What this task involves — Please set down all the lines beneath this one exactly, without the pictures.

Stored data —
· · · · ·
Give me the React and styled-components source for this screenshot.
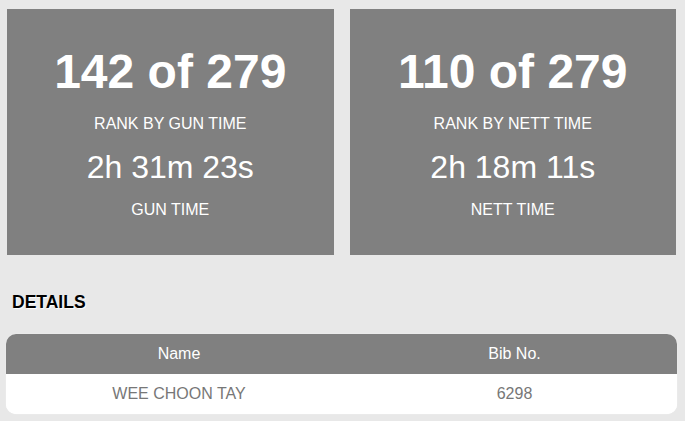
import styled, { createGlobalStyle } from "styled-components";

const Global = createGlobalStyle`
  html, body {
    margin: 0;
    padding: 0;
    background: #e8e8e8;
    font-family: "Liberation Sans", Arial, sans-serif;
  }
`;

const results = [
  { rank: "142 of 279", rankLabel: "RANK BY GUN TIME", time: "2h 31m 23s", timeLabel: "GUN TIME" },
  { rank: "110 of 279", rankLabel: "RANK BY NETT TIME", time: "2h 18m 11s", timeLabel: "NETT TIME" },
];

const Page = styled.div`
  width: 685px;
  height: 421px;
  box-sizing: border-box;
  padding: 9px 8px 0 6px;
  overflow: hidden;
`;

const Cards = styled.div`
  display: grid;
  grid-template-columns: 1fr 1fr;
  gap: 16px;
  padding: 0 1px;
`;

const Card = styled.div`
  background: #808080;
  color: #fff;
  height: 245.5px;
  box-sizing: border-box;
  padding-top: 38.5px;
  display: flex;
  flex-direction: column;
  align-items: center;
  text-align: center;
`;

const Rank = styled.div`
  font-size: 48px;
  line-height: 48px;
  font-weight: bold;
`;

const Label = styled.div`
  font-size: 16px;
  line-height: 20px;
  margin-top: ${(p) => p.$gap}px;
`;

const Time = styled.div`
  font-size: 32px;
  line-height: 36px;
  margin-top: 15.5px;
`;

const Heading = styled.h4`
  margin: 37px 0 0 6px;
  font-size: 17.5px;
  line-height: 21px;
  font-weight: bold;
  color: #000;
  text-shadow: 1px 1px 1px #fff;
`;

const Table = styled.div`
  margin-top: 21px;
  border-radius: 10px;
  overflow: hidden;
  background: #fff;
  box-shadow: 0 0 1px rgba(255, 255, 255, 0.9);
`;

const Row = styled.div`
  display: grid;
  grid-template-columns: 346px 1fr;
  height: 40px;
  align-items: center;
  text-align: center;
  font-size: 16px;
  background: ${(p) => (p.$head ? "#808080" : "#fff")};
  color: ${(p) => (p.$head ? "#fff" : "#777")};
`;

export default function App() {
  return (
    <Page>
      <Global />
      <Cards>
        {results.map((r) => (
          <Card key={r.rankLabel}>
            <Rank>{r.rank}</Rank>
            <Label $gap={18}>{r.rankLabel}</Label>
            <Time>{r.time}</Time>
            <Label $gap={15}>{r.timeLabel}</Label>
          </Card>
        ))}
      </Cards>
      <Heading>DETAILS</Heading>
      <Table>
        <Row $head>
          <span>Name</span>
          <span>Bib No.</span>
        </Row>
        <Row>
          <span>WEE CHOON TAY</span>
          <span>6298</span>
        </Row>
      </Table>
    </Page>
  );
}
· · · · ·
Solution to this exercise —
Give me the React and styled-components source for this screenshot.
import styled, { createGlobalStyle } from "styled-components";

const Global = createGlobalStyle`
  html, body {
    margin: 0;
    padding: 0;
    background: #e8e8e8;
    font-family: "Liberation Sans", Arial, sans-serif;
  }
`;

const results = [
  { rank: "142 of 279", rankLabel: "RANK BY GUN TIME", time: "2h 31m 23s", timeLabel: "GUN TIME" },
  { rank: "110 of 279", rankLabel: "RANK BY NETT TIME", time: "2h 18m 11s", timeLabel: "NETT TIME" },
];

const Page = styled.div`
  width: 685px;
  height: 421px;
  box-sizing: border-box;
  padding: 9px 8px 0 6px;
  overflow: hidden;
`;

const Cards = styled.div`
  display: grid;
  grid-template-columns: 1fr 1fr;
  gap: 16px;
  padding: 0 1px;
`;

const Card = styled.div`
  background: #808080;
  color: #fff;
  height: 245.5px;
  box-sizing: border-box;
  padding-top: 38.5px;
  display: flex;
  flex-direction: column;
  align-items: center;
  text-align: center;
`;

const Rank = styled.div`
  font-size: 48px;
  line-height: 48px;
  font-weight: bold;
`;

const Label = styled.div`
  font-size: 16px;
  line-height: 20px;
  margin-top: ${(p) => p.$gap}px;
`;

const Time = styled.div`
  font-size: 32px;
  line-height: 36px;
  margin-top: 15.5px;
`;

const Heading = styled.h4`
  margin: 37px 0 0 6px;
  font-size: 17.5px;
  line-height: 21px;
  font-weight: bold;
  color: #000;
  text-shadow: 1px 1px 1px #fff;
`;

const Table = styled.div`
  margin-top: 21px;
  border-radius: 10px;
  overflow: hidden;
  background: #fff;
  box-shadow: 0 0 1px rgba(255, 255, 255, 0.9);
`;

const Row = styled.div`
  display: grid;
  grid-template-columns: 346px 1fr;
  height: 40px;
  align-items: center;
  text-align: center;
  font-size: 16px;
  background: ${(p) => (p.$head ? "#808080" : "#fff")};
  color: ${(p) => (p.$head ? "#fff" : "#777")};
`;

export default function App() {
  return (
    <Page>
      <Global />
      <Cards>
        {results.map((r) => (
          <Card key={r.rankLabel}>
            <Rank>{r.rank}</Rank>
            <Label $gap={18}>{r.rankLabel}</Label>
            <Time>{r.time}</Time>
            <Label $gap={15}>{r.timeLabel}</Label>
          </Card>
        ))}
      </Cards>
      <Heading>DETAILS</Heading>
      <Table>
        <Row $head>
          <span>Name</span>
          <span>Bib No.</span>
        </Row>
        <Row>
          <span>WEE CHOON TAY</span>
          <span>6298</span>
        </Row>
      </Table>
    </Page>
  );
}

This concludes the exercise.